=== Record extracts ===

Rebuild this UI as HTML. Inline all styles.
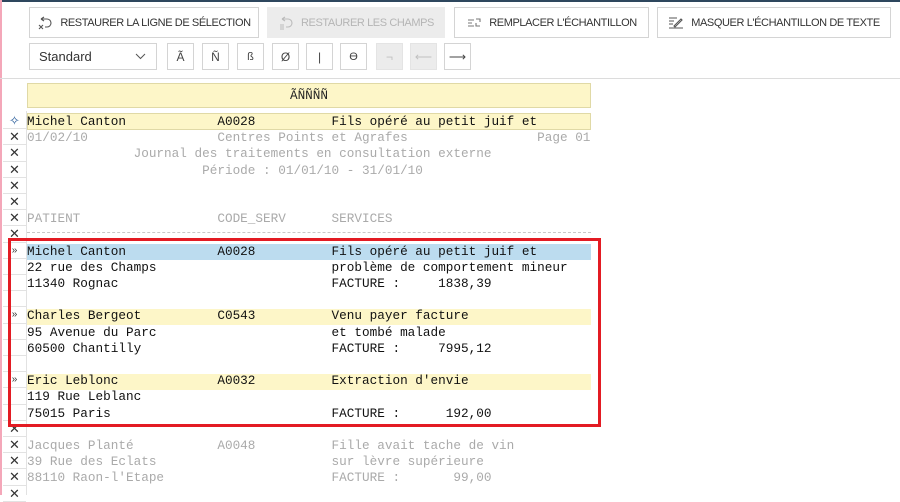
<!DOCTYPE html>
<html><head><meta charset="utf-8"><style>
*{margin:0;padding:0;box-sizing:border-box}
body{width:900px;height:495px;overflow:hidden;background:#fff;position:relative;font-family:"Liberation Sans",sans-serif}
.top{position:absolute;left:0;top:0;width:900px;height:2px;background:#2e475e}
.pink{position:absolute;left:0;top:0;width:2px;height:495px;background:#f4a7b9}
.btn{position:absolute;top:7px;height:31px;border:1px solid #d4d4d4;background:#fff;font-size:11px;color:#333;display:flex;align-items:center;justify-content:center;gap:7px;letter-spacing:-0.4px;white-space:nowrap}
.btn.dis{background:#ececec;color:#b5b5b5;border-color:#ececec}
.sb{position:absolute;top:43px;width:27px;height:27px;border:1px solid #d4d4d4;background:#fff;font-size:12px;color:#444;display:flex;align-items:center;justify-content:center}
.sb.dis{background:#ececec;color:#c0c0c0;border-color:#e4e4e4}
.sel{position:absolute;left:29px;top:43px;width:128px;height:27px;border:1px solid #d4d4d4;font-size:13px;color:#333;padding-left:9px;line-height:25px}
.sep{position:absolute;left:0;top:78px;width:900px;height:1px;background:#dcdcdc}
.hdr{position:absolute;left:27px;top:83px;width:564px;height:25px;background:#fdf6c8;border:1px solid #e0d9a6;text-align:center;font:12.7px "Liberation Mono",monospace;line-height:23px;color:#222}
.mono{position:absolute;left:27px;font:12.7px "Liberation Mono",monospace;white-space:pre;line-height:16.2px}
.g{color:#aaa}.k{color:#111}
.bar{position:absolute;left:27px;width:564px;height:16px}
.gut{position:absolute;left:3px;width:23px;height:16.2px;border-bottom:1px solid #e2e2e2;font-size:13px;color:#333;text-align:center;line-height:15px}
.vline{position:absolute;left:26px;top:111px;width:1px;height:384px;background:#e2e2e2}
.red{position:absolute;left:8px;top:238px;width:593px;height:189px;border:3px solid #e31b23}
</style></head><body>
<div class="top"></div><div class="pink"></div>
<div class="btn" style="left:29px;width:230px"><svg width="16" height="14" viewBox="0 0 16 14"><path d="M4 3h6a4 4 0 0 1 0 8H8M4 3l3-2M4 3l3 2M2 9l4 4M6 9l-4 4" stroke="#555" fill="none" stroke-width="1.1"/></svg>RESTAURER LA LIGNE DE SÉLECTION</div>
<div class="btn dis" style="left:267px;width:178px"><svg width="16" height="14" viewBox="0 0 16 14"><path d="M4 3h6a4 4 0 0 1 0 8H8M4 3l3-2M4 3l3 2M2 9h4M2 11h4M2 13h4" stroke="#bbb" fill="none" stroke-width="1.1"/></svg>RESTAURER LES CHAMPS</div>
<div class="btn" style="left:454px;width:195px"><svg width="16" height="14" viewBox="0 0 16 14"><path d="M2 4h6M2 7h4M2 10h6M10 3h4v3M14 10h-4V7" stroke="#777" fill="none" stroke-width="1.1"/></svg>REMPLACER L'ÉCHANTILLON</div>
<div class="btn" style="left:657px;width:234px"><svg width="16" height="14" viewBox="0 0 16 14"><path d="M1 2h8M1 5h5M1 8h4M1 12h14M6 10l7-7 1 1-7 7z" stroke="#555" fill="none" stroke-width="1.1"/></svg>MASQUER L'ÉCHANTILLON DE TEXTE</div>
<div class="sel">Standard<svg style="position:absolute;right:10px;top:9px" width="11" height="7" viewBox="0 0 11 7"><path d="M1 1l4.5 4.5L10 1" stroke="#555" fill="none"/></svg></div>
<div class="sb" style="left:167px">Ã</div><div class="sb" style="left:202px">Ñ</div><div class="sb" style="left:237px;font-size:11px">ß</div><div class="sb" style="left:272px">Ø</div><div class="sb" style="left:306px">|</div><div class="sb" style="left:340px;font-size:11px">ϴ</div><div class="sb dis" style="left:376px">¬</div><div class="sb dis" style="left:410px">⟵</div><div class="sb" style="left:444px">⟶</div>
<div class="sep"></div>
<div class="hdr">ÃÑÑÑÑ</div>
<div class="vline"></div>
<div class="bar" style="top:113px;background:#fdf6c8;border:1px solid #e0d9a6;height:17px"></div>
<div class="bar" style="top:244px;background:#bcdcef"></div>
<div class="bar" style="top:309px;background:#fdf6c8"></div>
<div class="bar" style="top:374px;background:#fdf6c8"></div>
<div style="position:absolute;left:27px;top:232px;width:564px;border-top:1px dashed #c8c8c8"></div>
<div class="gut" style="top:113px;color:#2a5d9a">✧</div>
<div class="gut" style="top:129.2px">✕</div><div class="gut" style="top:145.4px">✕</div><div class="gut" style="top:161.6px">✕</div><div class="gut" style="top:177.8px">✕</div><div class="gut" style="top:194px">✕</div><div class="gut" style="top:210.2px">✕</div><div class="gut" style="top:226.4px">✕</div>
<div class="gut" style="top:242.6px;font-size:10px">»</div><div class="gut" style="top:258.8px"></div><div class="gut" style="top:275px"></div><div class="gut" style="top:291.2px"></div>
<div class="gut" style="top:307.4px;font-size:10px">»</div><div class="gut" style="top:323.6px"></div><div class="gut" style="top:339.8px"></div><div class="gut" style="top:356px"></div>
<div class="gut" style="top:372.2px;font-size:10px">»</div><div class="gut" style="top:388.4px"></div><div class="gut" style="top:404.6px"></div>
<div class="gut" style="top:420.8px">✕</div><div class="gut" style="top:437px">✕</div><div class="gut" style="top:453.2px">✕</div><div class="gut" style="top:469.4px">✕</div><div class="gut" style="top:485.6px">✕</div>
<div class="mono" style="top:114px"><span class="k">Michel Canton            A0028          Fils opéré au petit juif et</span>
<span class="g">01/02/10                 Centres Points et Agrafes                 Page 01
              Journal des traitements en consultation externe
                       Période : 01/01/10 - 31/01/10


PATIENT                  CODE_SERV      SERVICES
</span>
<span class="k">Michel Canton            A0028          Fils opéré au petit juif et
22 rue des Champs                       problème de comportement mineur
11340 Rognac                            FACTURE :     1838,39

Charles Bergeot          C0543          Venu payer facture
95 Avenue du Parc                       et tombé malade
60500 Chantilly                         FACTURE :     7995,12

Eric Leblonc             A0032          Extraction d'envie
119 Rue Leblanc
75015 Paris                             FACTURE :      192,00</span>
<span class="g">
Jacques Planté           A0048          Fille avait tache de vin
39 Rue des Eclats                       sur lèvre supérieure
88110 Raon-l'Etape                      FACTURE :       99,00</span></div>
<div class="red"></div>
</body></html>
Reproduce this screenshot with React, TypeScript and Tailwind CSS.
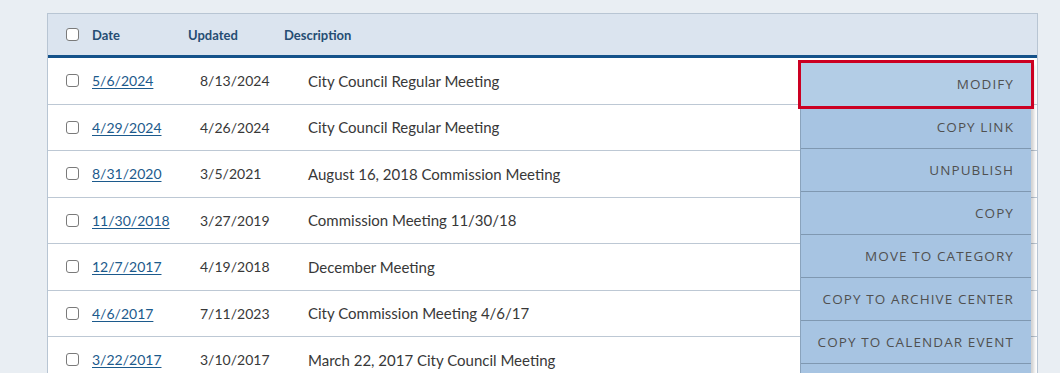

===

What you are asked to do:
Copy out the records above in full, exactly as written, but not the pictures.

Task solution:
Rebuild this UI as HTML. Inline all styles.
<!DOCTYPE html>
<html><head><meta charset="utf-8"><style>
*{margin:0;padding:0;box-sizing:border-box}
body{width:900px;height:495px;overflow:hidden;background:#fff;position:relative;font-family:"Liberation Sans",sans-serif}
.top{position:absolute;left:0;top:0;width:900px;height:2px;background:#2e475e}
.pink{position:absolute;left:0;top:0;width:2px;height:495px;background:#f4a7b9}
.btn{position:absolute;top:7px;height:31px;border:1px solid #d4d4d4;background:#fff;font-size:11px;color:#333;display:flex;align-items:center;justify-content:center;gap:7px;letter-spacing:-0.4px;white-space:nowrap}
.btn.dis{background:#ececec;color:#b5b5b5;border-color:#ececec}
.sb{position:absolute;top:43px;width:27px;height:27px;border:1px solid #d4d4d4;background:#fff;font-size:12px;color:#444;display:flex;align-items:center;justify-content:center}
.sb.dis{background:#ececec;color:#c0c0c0;border-color:#e4e4e4}
.sel{position:absolute;left:29px;top:43px;width:128px;height:27px;border:1px solid #d4d4d4;font-size:13px;color:#333;padding-left:9px;line-height:25px}
.sep{position:absolute;left:0;top:78px;width:900px;height:1px;background:#dcdcdc}
.hdr{position:absolute;left:27px;top:83px;width:564px;height:25px;background:#fdf6c8;border:1px solid #e0d9a6;text-align:center;font:12.7px "Liberation Mono",monospace;line-height:23px;color:#222}
.mono{position:absolute;left:27px;font:12.7px "Liberation Mono",monospace;white-space:pre;line-height:16.2px}
.g{color:#aaa}.k{color:#111}
.bar{position:absolute;left:27px;width:564px;height:16px}
.gut{position:absolute;left:3px;width:23px;height:16.2px;border-bottom:1px solid #e2e2e2;font-size:13px;color:#333;text-align:center;line-height:15px}
.vline{position:absolute;left:26px;top:111px;width:1px;height:384px;background:#e2e2e2}
.red{position:absolute;left:8px;top:238px;width:593px;height:189px;border:3px solid #e31b23}
</style></head><body>
<div class="top"></div><div class="pink"></div>
<div class="btn" style="left:29px;width:230px"><svg width="16" height="14" viewBox="0 0 16 14"><path d="M4 3h6a4 4 0 0 1 0 8H8M4 3l3-2M4 3l3 2M2 9l4 4M6 9l-4 4" stroke="#555" fill="none" stroke-width="1.1"/></svg>RESTAURER LA LIGNE DE SÉLECTION</div>
<div class="btn dis" style="left:267px;width:178px"><svg width="16" height="14" viewBox="0 0 16 14"><path d="M4 3h6a4 4 0 0 1 0 8H8M4 3l3-2M4 3l3 2M2 9h4M2 11h4M2 13h4" stroke="#bbb" fill="none" stroke-width="1.1"/></svg>RESTAURER LES CHAMPS</div>
<div class="btn" style="left:454px;width:195px"><svg width="16" height="14" viewBox="0 0 16 14"><path d="M2 4h6M2 7h4M2 10h6M10 3h4v3M14 10h-4V7" stroke="#777" fill="none" stroke-width="1.1"/></svg>REMPLACER L'ÉCHANTILLON</div>
<div class="btn" style="left:657px;width:234px"><svg width="16" height="14" viewBox="0 0 16 14"><path d="M1 2h8M1 5h5M1 8h4M1 12h14M6 10l7-7 1 1-7 7z" stroke="#555" fill="none" stroke-width="1.1"/></svg>MASQUER L'ÉCHANTILLON DE TEXTE</div>
<div class="sel">Standard<svg style="position:absolute;right:10px;top:9px" width="11" height="7" viewBox="0 0 11 7"><path d="M1 1l4.5 4.5L10 1" stroke="#555" fill="none"/></svg></div>
<div class="sb" style="left:167px">Ã</div><div class="sb" style="left:202px">Ñ</div><div class="sb" style="left:237px;font-size:11px">ß</div><div class="sb" style="left:272px">Ø</div><div class="sb" style="left:306px">|</div><div class="sb" style="left:340px;font-size:11px">ϴ</div><div class="sb dis" style="left:376px">¬</div><div class="sb dis" style="left:410px">⟵</div><div class="sb" style="left:444px">⟶</div>
<div class="sep"></div>
<div class="hdr">ÃÑÑÑÑ</div>
<div class="vline"></div>
<div class="bar" style="top:113px;background:#fdf6c8;border:1px solid #e0d9a6;height:17px"></div>
<div class="bar" style="top:244px;background:#bcdcef"></div>
<div class="bar" style="top:309px;background:#fdf6c8"></div>
<div class="bar" style="top:374px;background:#fdf6c8"></div>
<div style="position:absolute;left:27px;top:232px;width:564px;border-top:1px dashed #c8c8c8"></div>
<div class="gut" style="top:113px;color:#2a5d9a">✧</div>
<div class="gut" style="top:129.2px">✕</div><div class="gut" style="top:145.4px">✕</div><div class="gut" style="top:161.6px">✕</div><div class="gut" style="top:177.8px">✕</div><div class="gut" style="top:194px">✕</div><div class="gut" style="top:210.2px">✕</div><div class="gut" style="top:226.4px">✕</div>
<div class="gut" style="top:242.6px;font-size:10px">»</div><div class="gut" style="top:258.8px"></div><div class="gut" style="top:275px"></div><div class="gut" style="top:291.2px"></div>
<div class="gut" style="top:307.4px;font-size:10px">»</div><div class="gut" style="top:323.6px"></div><div class="gut" style="top:339.8px"></div><div class="gut" style="top:356px"></div>
<div class="gut" style="top:372.2px;font-size:10px">»</div><div class="gut" style="top:388.4px"></div><div class="gut" style="top:404.6px"></div>
<div class="gut" style="top:420.8px">✕</div><div class="gut" style="top:437px">✕</div><div class="gut" style="top:453.2px">✕</div><div class="gut" style="top:469.4px">✕</div><div class="gut" style="top:485.6px">✕</div>
<div class="mono" style="top:114px"><span class="k">Michel Canton            A0028          Fils opéré au petit juif et</span>
<span class="g">01/02/10                 Centres Points et Agrafes                 Page 01
              Journal des traitements en consultation externe
                       Période : 01/01/10 - 31/01/10


PATIENT                  CODE_SERV      SERVICES
</span>
<span class="k">Michel Canton            A0028          Fils opéré au petit juif et
22 rue des Champs                       problème de comportement mineur
11340 Rognac                            FACTURE :     1838,39

Charles Bergeot          C0543          Venu payer facture
95 Avenue du Parc                       et tombé malade
60500 Chantilly                         FACTURE :     7995,12

Eric Leblonc             A0032          Extraction d'envie
119 Rue Leblanc
75015 Paris                             FACTURE :      192,00</span>
<span class="g">
Jacques Planté           A0048          Fille avait tache de vin
39 Rue des Eclats                       sur lèvre supérieure
88110 Raon-l'Etape                      FACTURE :       99,00</span></div>
<div class="red"></div>
</body></html>
Reproduce this screenshot with React, TypeScript and Tailwind CSS.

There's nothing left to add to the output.